GOAL → Repeat, exactly and in full, the lines of the listing below, but without any pictures.

INFORMATION SHOWN →

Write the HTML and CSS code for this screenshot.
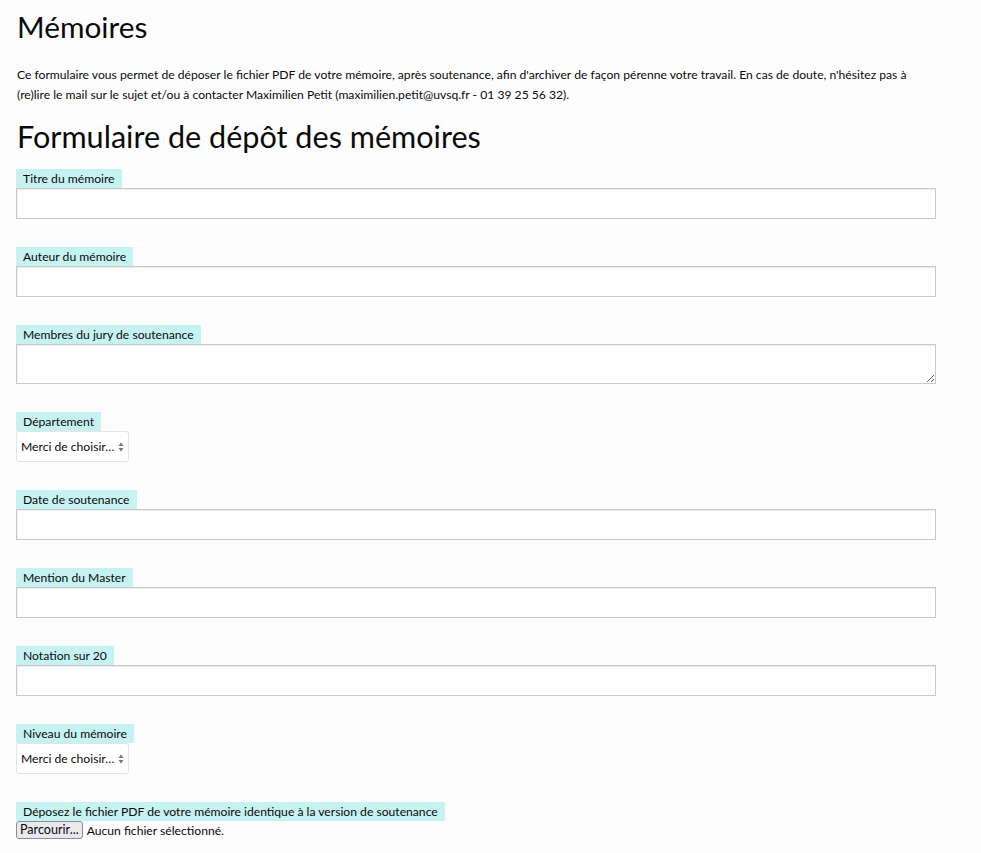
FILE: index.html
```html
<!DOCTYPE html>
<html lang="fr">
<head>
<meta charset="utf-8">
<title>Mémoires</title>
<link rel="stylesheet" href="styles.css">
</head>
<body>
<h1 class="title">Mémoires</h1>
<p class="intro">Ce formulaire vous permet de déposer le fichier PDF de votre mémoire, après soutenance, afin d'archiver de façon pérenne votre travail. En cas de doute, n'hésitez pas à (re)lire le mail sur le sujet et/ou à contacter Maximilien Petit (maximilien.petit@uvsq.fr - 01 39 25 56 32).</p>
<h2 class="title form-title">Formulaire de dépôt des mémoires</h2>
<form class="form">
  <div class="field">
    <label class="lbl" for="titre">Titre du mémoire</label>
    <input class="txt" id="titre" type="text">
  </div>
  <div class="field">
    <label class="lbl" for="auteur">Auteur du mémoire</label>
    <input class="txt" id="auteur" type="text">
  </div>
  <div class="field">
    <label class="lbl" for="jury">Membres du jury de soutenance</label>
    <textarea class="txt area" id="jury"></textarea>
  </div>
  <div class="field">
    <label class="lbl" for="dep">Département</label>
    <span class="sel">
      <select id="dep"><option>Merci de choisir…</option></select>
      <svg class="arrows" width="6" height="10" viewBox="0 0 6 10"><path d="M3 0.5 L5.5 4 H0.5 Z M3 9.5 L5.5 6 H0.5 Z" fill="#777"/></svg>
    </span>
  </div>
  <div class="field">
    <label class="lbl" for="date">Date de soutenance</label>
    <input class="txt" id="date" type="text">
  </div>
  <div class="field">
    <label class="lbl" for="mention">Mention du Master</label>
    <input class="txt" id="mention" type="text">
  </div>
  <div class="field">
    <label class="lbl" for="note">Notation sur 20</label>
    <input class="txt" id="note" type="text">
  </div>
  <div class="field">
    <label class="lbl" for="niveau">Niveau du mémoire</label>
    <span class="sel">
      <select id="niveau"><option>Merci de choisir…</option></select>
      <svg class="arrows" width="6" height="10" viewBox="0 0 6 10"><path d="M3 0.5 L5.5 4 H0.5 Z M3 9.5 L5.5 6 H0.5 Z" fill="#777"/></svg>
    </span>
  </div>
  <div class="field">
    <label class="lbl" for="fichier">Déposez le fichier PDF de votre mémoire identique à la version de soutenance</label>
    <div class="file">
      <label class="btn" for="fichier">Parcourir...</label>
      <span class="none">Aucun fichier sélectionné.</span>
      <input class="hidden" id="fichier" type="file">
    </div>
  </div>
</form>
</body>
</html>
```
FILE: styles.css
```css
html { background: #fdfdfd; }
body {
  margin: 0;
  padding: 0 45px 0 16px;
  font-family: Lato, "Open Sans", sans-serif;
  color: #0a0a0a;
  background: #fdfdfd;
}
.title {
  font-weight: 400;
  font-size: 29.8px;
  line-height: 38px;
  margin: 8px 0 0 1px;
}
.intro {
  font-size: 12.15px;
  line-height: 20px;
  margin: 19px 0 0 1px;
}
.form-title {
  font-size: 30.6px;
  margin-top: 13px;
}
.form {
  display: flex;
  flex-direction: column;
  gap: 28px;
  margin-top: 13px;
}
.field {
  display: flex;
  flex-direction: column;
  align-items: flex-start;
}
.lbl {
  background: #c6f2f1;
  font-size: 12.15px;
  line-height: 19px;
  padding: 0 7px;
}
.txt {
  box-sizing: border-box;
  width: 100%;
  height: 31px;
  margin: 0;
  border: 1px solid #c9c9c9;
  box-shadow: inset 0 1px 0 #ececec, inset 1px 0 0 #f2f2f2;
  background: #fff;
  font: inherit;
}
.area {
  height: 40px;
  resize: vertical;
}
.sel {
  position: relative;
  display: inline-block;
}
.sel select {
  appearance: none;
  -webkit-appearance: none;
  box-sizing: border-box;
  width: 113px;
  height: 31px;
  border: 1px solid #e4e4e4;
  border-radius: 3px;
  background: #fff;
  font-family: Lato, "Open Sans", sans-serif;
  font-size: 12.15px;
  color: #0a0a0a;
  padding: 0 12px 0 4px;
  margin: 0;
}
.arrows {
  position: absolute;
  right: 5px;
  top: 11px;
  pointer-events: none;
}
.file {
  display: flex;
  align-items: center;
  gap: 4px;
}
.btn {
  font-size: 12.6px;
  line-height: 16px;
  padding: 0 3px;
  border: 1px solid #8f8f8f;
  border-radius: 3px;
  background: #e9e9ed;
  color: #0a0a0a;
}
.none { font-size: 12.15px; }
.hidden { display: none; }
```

TASK RESPONSE →
Write the HTML and CSS code for this screenshot.
FILE: index.html
```html
<!DOCTYPE html>
<html lang="fr">
<head>
<meta charset="utf-8">
<title>Mémoires</title>
<link rel="stylesheet" href="styles.css">
</head>
<body>
<h1 class="title">Mémoires</h1>
<p class="intro">Ce formulaire vous permet de déposer le fichier PDF de votre mémoire, après soutenance, afin d'archiver de façon pérenne votre travail. En cas de doute, n'hésitez pas à (re)lire le mail sur le sujet et/ou à contacter Maximilien Petit (maximilien.petit@uvsq.fr - 01 39 25 56 32).</p>
<h2 class="title form-title">Formulaire de dépôt des mémoires</h2>
<form class="form">
  <div class="field">
    <label class="lbl" for="titre">Titre du mémoire</label>
    <input class="txt" id="titre" type="text">
  </div>
  <div class="field">
    <label class="lbl" for="auteur">Auteur du mémoire</label>
    <input class="txt" id="auteur" type="text">
  </div>
  <div class="field">
    <label class="lbl" for="jury">Membres du jury de soutenance</label>
    <textarea class="txt area" id="jury"></textarea>
  </div>
  <div class="field">
    <label class="lbl" for="dep">Département</label>
    <span class="sel">
      <select id="dep"><option>Merci de choisir…</option></select>
      <svg class="arrows" width="6" height="10" viewBox="0 0 6 10"><path d="M3 0.5 L5.5 4 H0.5 Z M3 9.5 L5.5 6 H0.5 Z" fill="#777"/></svg>
    </span>
  </div>
  <div class="field">
    <label class="lbl" for="date">Date de soutenance</label>
    <input class="txt" id="date" type="text">
  </div>
  <div class="field">
    <label class="lbl" for="mention">Mention du Master</label>
    <input class="txt" id="mention" type="text">
  </div>
  <div class="field">
    <label class="lbl" for="note">Notation sur 20</label>
    <input class="txt" id="note" type="text">
  </div>
  <div class="field">
    <label class="lbl" for="niveau">Niveau du mémoire</label>
    <span class="sel">
      <select id="niveau"><option>Merci de choisir…</option></select>
      <svg class="arrows" width="6" height="10" viewBox="0 0 6 10"><path d="M3 0.5 L5.5 4 H0.5 Z M3 9.5 L5.5 6 H0.5 Z" fill="#777"/></svg>
    </span>
  </div>
  <div class="field">
    <label class="lbl" for="fichier">Déposez le fichier PDF de votre mémoire identique à la version de soutenance</label>
    <div class="file">
      <label class="btn" for="fichier">Parcourir...</label>
      <span class="none">Aucun fichier sélectionné.</span>
      <input class="hidden" id="fichier" type="file">
    </div>
  </div>
</form>
</body>
</html>
```
FILE: styles.css
```css
html { background: #fdfdfd; }
body {
  margin: 0;
  padding: 0 45px 0 16px;
  font-family: Lato, "Open Sans", sans-serif;
  color: #0a0a0a;
  background: #fdfdfd;
}
.title {
  font-weight: 400;
  font-size: 29.8px;
  line-height: 38px;
  margin: 8px 0 0 1px;
}
.intro {
  font-size: 12.15px;
  line-height: 20px;
  margin: 19px 0 0 1px;
}
.form-title {
  font-size: 30.6px;
  margin-top: 13px;
}
.form {
  display: flex;
  flex-direction: column;
  gap: 28px;
  margin-top: 13px;
}
.field {
  display: flex;
  flex-direction: column;
  align-items: flex-start;
}
.lbl {
  background: #c6f2f1;
  font-size: 12.15px;
  line-height: 19px;
  padding: 0 7px;
}
.txt {
  box-sizing: border-box;
  width: 100%;
  height: 31px;
  margin: 0;
  border: 1px solid #c9c9c9;
  box-shadow: inset 0 1px 0 #ececec, inset 1px 0 0 #f2f2f2;
  background: #fff;
  font: inherit;
}
.area {
  height: 40px;
  resize: vertical;
}
.sel {
  position: relative;
  display: inline-block;
}
.sel select {
  appearance: none;
  -webkit-appearance: none;
  box-sizing: border-box;
  width: 113px;
  height: 31px;
  border: 1px solid #e4e4e4;
  border-radius: 3px;
  background: #fff;
  font-family: Lato, "Open Sans", sans-serif;
  font-size: 12.15px;
  color: #0a0a0a;
  padding: 0 12px 0 4px;
  margin: 0;
}
.arrows {
  position: absolute;
  right: 5px;
  top: 11px;
  pointer-events: none;
}
.file {
  display: flex;
  align-items: center;
  gap: 4px;
}
.btn {
  font-size: 12.6px;
  line-height: 16px;
  padding: 0 3px;
  border: 1px solid #8f8f8f;
  border-radius: 3px;
  background: #e9e9ed;
  color: #0a0a0a;
}
.none { font-size: 12.15px; }
.hidden { display: none; }
```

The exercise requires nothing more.